* YOUR GOAL:
Copy out the listing that follows, exactly, without its pictures.

'''

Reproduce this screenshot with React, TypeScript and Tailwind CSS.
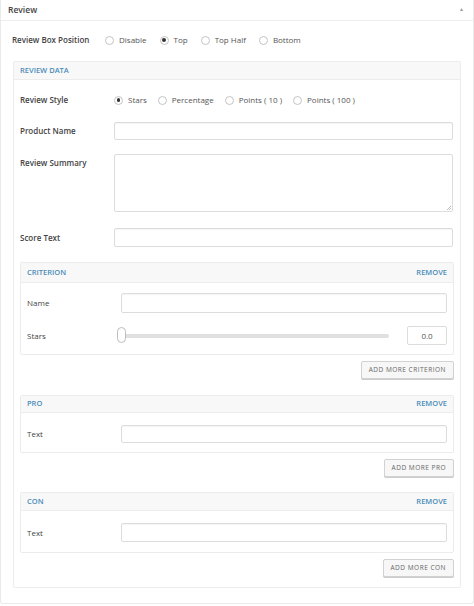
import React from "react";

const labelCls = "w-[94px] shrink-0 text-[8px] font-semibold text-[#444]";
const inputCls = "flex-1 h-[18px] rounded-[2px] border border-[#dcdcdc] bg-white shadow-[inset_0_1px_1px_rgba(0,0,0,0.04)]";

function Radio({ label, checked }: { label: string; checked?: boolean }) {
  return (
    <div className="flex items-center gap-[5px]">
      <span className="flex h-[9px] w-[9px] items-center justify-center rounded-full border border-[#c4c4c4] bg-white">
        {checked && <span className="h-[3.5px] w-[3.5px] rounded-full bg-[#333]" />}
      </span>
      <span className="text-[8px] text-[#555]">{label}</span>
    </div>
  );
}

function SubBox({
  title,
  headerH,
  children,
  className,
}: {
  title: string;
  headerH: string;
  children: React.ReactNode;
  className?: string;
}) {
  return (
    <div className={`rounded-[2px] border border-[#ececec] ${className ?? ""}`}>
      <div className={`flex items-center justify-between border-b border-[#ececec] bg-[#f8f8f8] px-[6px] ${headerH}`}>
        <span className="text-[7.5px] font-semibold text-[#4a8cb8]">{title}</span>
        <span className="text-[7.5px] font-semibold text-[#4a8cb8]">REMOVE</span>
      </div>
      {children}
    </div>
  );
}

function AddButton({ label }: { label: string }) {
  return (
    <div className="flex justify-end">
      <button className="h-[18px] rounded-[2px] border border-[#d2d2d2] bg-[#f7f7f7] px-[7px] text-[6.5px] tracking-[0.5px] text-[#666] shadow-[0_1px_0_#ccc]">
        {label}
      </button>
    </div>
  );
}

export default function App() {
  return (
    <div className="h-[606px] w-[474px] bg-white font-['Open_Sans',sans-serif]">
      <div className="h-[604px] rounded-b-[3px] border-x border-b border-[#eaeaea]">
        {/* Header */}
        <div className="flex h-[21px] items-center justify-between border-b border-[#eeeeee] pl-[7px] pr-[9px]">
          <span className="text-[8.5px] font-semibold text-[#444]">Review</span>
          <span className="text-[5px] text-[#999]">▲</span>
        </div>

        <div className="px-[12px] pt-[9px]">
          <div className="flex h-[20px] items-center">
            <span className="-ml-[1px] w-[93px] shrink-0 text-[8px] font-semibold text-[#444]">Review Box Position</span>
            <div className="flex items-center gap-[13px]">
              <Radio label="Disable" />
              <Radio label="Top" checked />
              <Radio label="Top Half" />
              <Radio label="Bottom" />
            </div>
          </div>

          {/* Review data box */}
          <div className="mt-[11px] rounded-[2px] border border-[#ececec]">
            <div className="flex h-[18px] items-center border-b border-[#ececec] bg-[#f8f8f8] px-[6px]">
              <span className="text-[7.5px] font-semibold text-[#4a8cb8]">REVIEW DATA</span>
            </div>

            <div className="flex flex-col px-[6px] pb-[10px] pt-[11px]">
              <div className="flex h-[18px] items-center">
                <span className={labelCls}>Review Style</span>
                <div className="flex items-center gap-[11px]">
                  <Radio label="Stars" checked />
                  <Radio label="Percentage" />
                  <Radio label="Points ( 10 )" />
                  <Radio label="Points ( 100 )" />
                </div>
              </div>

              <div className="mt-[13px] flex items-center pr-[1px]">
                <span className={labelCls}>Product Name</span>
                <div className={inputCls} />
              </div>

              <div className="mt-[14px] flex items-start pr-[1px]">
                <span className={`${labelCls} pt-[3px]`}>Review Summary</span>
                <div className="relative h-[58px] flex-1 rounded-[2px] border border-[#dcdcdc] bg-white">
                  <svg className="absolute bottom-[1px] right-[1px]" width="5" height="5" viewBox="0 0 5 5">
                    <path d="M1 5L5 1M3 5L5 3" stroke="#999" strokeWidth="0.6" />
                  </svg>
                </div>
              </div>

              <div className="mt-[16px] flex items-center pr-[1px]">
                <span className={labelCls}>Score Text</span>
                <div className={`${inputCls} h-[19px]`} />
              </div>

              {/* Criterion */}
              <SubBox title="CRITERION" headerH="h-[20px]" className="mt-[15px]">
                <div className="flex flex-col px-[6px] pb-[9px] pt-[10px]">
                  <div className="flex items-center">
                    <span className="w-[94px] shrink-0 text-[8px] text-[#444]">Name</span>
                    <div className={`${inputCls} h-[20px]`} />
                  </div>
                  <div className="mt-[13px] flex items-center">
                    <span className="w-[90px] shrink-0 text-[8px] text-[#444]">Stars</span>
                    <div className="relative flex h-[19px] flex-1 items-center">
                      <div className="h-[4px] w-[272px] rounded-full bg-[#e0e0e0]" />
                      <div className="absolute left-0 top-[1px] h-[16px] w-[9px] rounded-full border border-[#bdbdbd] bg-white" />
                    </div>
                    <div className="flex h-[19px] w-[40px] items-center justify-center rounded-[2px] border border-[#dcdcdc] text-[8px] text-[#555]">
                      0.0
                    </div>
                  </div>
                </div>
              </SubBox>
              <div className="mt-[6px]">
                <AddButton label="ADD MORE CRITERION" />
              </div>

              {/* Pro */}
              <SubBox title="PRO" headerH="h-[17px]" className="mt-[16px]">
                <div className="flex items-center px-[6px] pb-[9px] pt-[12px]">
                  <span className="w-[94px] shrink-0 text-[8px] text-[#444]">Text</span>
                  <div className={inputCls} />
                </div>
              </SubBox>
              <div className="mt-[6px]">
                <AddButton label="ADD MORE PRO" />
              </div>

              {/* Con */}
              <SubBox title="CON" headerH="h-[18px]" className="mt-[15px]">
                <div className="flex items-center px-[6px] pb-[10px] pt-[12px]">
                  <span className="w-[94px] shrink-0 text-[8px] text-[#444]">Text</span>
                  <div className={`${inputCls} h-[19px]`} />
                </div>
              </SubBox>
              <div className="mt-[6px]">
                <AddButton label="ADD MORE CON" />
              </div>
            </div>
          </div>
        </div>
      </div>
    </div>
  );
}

'''

* ANSWER TO THIS PROBLEM:
Reproduce this screenshot with React, TypeScript and Tailwind CSS.
import React from "react";

const labelCls = "w-[94px] shrink-0 text-[8px] font-semibold text-[#444]";
const inputCls = "flex-1 h-[18px] rounded-[2px] border border-[#dcdcdc] bg-white shadow-[inset_0_1px_1px_rgba(0,0,0,0.04)]";

function Radio({ label, checked }: { label: string; checked?: boolean }) {
  return (
    <div className="flex items-center gap-[5px]">
      <span className="flex h-[9px] w-[9px] items-center justify-center rounded-full border border-[#c4c4c4] bg-white">
        {checked && <span className="h-[3.5px] w-[3.5px] rounded-full bg-[#333]" />}
      </span>
      <span className="text-[8px] text-[#555]">{label}</span>
    </div>
  );
}

function SubBox({
  title,
  headerH,
  children,
  className,
}: {
  title: string;
  headerH: string;
  children: React.ReactNode;
  className?: string;
}) {
  return (
    <div className={`rounded-[2px] border border-[#ececec] ${className ?? ""}`}>
      <div className={`flex items-center justify-between border-b border-[#ececec] bg-[#f8f8f8] px-[6px] ${headerH}`}>
        <span className="text-[7.5px] font-semibold text-[#4a8cb8]">{title}</span>
        <span className="text-[7.5px] font-semibold text-[#4a8cb8]">REMOVE</span>
      </div>
      {children}
    </div>
  );
}

function AddButton({ label }: { label: string }) {
  return (
    <div className="flex justify-end">
      <button className="h-[18px] rounded-[2px] border border-[#d2d2d2] bg-[#f7f7f7] px-[7px] text-[6.5px] tracking-[0.5px] text-[#666] shadow-[0_1px_0_#ccc]">
        {label}
      </button>
    </div>
  );
}

export default function App() {
  return (
    <div className="h-[606px] w-[474px] bg-white font-['Open_Sans',sans-serif]">
      <div className="h-[604px] rounded-b-[3px] border-x border-b border-[#eaeaea]">
        {/* Header */}
        <div className="flex h-[21px] items-center justify-between border-b border-[#eeeeee] pl-[7px] pr-[9px]">
          <span className="text-[8.5px] font-semibold text-[#444]">Review</span>
          <span className="text-[5px] text-[#999]">▲</span>
        </div>

        <div className="px-[12px] pt-[9px]">
          <div className="flex h-[20px] items-center">
            <span className="-ml-[1px] w-[93px] shrink-0 text-[8px] font-semibold text-[#444]">Review Box Position</span>
            <div className="flex items-center gap-[13px]">
              <Radio label="Disable" />
              <Radio label="Top" checked />
              <Radio label="Top Half" />
              <Radio label="Bottom" />
            </div>
          </div>

          {/* Review data box */}
          <div className="mt-[11px] rounded-[2px] border border-[#ececec]">
            <div className="flex h-[18px] items-center border-b border-[#ececec] bg-[#f8f8f8] px-[6px]">
              <span className="text-[7.5px] font-semibold text-[#4a8cb8]">REVIEW DATA</span>
            </div>

            <div className="flex flex-col px-[6px] pb-[10px] pt-[11px]">
              <div className="flex h-[18px] items-center">
                <span className={labelCls}>Review Style</span>
                <div className="flex items-center gap-[11px]">
                  <Radio label="Stars" checked />
                  <Radio label="Percentage" />
                  <Radio label="Points ( 10 )" />
                  <Radio label="Points ( 100 )" />
                </div>
              </div>

              <div className="mt-[13px] flex items-center pr-[1px]">
                <span className={labelCls}>Product Name</span>
                <div className={inputCls} />
              </div>

              <div className="mt-[14px] flex items-start pr-[1px]">
                <span className={`${labelCls} pt-[3px]`}>Review Summary</span>
                <div className="relative h-[58px] flex-1 rounded-[2px] border border-[#dcdcdc] bg-white">
                  <svg className="absolute bottom-[1px] right-[1px]" width="5" height="5" viewBox="0 0 5 5">
                    <path d="M1 5L5 1M3 5L5 3" stroke="#999" strokeWidth="0.6" />
                  </svg>
                </div>
              </div>

              <div className="mt-[16px] flex items-center pr-[1px]">
                <span className={labelCls}>Score Text</span>
                <div className={`${inputCls} h-[19px]`} />
              </div>

              {/* Criterion */}
              <SubBox title="CRITERION" headerH="h-[20px]" className="mt-[15px]">
                <div className="flex flex-col px-[6px] pb-[9px] pt-[10px]">
                  <div className="flex items-center">
                    <span className="w-[94px] shrink-0 text-[8px] text-[#444]">Name</span>
                    <div className={`${inputCls} h-[20px]`} />
                  </div>
                  <div className="mt-[13px] flex items-center">
                    <span className="w-[90px] shrink-0 text-[8px] text-[#444]">Stars</span>
                    <div className="relative flex h-[19px] flex-1 items-center">
                      <div className="h-[4px] w-[272px] rounded-full bg-[#e0e0e0]" />
                      <div className="absolute left-0 top-[1px] h-[16px] w-[9px] rounded-full border border-[#bdbdbd] bg-white" />
                    </div>
                    <div className="flex h-[19px] w-[40px] items-center justify-center rounded-[2px] border border-[#dcdcdc] text-[8px] text-[#555]">
                      0.0
                    </div>
                  </div>
                </div>
              </SubBox>
              <div className="mt-[6px]">
                <AddButton label="ADD MORE CRITERION" />
              </div>

              {/* Pro */}
              <SubBox title="PRO" headerH="h-[17px]" className="mt-[16px]">
                <div className="flex items-center px-[6px] pb-[9px] pt-[12px]">
                  <span className="w-[94px] shrink-0 text-[8px] text-[#444]">Text</span>
                  <div className={inputCls} />
                </div>
              </SubBox>
              <div className="mt-[6px]">
                <AddButton label="ADD MORE PRO" />
              </div>

              {/* Con */}
              <SubBox title="CON" headerH="h-[18px]" className="mt-[15px]">
                <div className="flex items-center px-[6px] pb-[10px] pt-[12px]">
                  <span className="w-[94px] shrink-0 text-[8px] text-[#444]">Text</span>
                  <div className={`${inputCls} h-[19px]`} />
                </div>
              </SubBox>
              <div className="mt-[6px]">
                <AddButton label="ADD MORE CON" />
              </div>
            </div>
          </div>
        </div>
      </div>
    </div>
  );
}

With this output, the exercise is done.